GIVEN MATERIAL
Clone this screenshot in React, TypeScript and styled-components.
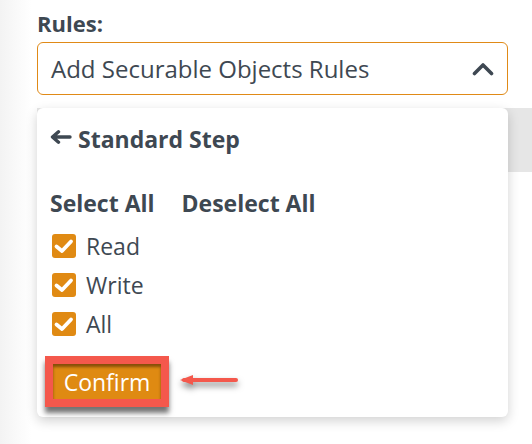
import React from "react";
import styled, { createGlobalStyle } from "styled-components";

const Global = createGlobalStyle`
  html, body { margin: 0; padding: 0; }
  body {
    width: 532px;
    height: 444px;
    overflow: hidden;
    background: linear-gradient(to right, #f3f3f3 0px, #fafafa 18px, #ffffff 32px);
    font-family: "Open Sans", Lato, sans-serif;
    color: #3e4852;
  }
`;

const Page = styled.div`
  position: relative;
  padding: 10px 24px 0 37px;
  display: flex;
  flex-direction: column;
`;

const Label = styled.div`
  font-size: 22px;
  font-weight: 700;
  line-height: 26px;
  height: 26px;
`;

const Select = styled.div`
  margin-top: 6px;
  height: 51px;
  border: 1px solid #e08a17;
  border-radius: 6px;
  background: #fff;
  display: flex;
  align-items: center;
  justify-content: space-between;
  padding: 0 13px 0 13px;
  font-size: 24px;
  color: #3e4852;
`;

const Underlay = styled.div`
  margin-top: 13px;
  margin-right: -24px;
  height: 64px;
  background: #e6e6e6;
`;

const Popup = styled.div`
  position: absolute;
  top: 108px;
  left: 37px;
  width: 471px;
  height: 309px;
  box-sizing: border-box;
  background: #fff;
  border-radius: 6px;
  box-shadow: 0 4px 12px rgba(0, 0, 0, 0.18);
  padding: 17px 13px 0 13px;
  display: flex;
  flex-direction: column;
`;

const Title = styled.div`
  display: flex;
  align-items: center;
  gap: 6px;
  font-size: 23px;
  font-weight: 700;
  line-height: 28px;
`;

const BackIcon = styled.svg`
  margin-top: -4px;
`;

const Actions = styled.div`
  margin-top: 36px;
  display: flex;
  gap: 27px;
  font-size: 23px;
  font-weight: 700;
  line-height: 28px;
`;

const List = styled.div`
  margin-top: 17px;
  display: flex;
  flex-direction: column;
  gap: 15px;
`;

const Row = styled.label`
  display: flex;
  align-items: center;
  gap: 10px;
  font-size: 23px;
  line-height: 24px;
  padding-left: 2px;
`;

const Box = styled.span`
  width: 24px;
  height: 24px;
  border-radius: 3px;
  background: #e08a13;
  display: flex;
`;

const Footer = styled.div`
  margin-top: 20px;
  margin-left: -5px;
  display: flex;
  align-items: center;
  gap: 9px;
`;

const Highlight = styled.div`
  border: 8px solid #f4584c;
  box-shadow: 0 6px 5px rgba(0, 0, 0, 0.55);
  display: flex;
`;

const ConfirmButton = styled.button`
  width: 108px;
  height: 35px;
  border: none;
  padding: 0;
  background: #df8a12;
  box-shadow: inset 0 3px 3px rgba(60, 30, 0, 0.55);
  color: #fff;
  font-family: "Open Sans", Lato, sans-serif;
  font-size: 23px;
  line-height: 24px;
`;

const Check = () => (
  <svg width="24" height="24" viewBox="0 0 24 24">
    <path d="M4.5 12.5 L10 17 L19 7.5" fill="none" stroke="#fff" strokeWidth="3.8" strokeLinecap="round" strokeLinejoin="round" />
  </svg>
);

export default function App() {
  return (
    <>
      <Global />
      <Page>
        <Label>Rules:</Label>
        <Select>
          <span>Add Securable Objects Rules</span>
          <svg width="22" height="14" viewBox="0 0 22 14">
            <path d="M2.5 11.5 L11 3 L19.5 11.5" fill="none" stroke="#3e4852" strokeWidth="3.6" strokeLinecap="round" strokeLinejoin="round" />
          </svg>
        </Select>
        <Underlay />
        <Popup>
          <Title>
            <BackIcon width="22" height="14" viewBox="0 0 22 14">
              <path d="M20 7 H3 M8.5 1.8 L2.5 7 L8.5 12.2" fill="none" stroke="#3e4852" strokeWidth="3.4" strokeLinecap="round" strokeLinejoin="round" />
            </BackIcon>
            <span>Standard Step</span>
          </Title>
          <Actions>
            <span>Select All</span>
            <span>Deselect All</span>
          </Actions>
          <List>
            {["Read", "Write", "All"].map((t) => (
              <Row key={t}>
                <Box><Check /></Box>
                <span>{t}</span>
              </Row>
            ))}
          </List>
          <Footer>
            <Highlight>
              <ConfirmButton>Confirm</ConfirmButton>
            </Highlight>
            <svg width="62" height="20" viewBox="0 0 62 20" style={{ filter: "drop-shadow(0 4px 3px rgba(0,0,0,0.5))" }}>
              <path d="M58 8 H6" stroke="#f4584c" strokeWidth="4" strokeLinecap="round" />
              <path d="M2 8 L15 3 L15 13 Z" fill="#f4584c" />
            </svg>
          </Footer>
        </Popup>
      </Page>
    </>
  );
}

WHAT IS EXPECTED
Quote the material exactly. Pictures stay out.

EXERCISE ANSWER
Clone this screenshot in React, TypeScript and styled-components.
import React from "react";
import styled, { createGlobalStyle } from "styled-components";

const Global = createGlobalStyle`
  html, body { margin: 0; padding: 0; }
  body {
    width: 532px;
    height: 444px;
    overflow: hidden;
    background: linear-gradient(to right, #f3f3f3 0px, #fafafa 18px, #ffffff 32px);
    font-family: "Open Sans", Lato, sans-serif;
    color: #3e4852;
  }
`;

const Page = styled.div`
  position: relative;
  padding: 10px 24px 0 37px;
  display: flex;
  flex-direction: column;
`;

const Label = styled.div`
  font-size: 22px;
  font-weight: 700;
  line-height: 26px;
  height: 26px;
`;

const Select = styled.div`
  margin-top: 6px;
  height: 51px;
  border: 1px solid #e08a17;
  border-radius: 6px;
  background: #fff;
  display: flex;
  align-items: center;
  justify-content: space-between;
  padding: 0 13px 0 13px;
  font-size: 24px;
  color: #3e4852;
`;

const Underlay = styled.div`
  margin-top: 13px;
  margin-right: -24px;
  height: 64px;
  background: #e6e6e6;
`;

const Popup = styled.div`
  position: absolute;
  top: 108px;
  left: 37px;
  width: 471px;
  height: 309px;
  box-sizing: border-box;
  background: #fff;
  border-radius: 6px;
  box-shadow: 0 4px 12px rgba(0, 0, 0, 0.18);
  padding: 17px 13px 0 13px;
  display: flex;
  flex-direction: column;
`;

const Title = styled.div`
  display: flex;
  align-items: center;
  gap: 6px;
  font-size: 23px;
  font-weight: 700;
  line-height: 28px;
`;

const BackIcon = styled.svg`
  margin-top: -4px;
`;

const Actions = styled.div`
  margin-top: 36px;
  display: flex;
  gap: 27px;
  font-size: 23px;
  font-weight: 700;
  line-height: 28px;
`;

const List = styled.div`
  margin-top: 17px;
  display: flex;
  flex-direction: column;
  gap: 15px;
`;

const Row = styled.label`
  display: flex;
  align-items: center;
  gap: 10px;
  font-size: 23px;
  line-height: 24px;
  padding-left: 2px;
`;

const Box = styled.span`
  width: 24px;
  height: 24px;
  border-radius: 3px;
  background: #e08a13;
  display: flex;
`;

const Footer = styled.div`
  margin-top: 20px;
  margin-left: -5px;
  display: flex;
  align-items: center;
  gap: 9px;
`;

const Highlight = styled.div`
  border: 8px solid #f4584c;
  box-shadow: 0 6px 5px rgba(0, 0, 0, 0.55);
  display: flex;
`;

const ConfirmButton = styled.button`
  width: 108px;
  height: 35px;
  border: none;
  padding: 0;
  background: #df8a12;
  box-shadow: inset 0 3px 3px rgba(60, 30, 0, 0.55);
  color: #fff;
  font-family: "Open Sans", Lato, sans-serif;
  font-size: 23px;
  line-height: 24px;
`;

const Check = () => (
  <svg width="24" height="24" viewBox="0 0 24 24">
    <path d="M4.5 12.5 L10 17 L19 7.5" fill="none" stroke="#fff" strokeWidth="3.8" strokeLinecap="round" strokeLinejoin="round" />
  </svg>
);

export default function App() {
  return (
    <>
      <Global />
      <Page>
        <Label>Rules:</Label>
        <Select>
          <span>Add Securable Objects Rules</span>
          <svg width="22" height="14" viewBox="0 0 22 14">
            <path d="M2.5 11.5 L11 3 L19.5 11.5" fill="none" stroke="#3e4852" strokeWidth="3.6" strokeLinecap="round" strokeLinejoin="round" />
          </svg>
        </Select>
        <Underlay />
        <Popup>
          <Title>
            <BackIcon width="22" height="14" viewBox="0 0 22 14">
              <path d="M20 7 H3 M8.5 1.8 L2.5 7 L8.5 12.2" fill="none" stroke="#3e4852" strokeWidth="3.4" strokeLinecap="round" strokeLinejoin="round" />
            </BackIcon>
            <span>Standard Step</span>
          </Title>
          <Actions>
            <span>Select All</span>
            <span>Deselect All</span>
          </Actions>
          <List>
            {["Read", "Write", "All"].map((t) => (
              <Row key={t}>
                <Box><Check /></Box>
                <span>{t}</span>
              </Row>
            ))}
          </List>
          <Footer>
            <Highlight>
              <ConfirmButton>Confirm</ConfirmButton>
            </Highlight>
            <svg width="62" height="20" viewBox="0 0 62 20" style={{ filter: "drop-shadow(0 4px 3px rgba(0,0,0,0.5))" }}>
              <path d="M58 8 H6" stroke="#f4584c" strokeWidth="4" strokeLinecap="round" />
              <path d="M2 8 L15 3 L15 13 Z" fill="#f4584c" />
            </svg>
          </Footer>
        </Popup>
      </Page>
    </>
  );
}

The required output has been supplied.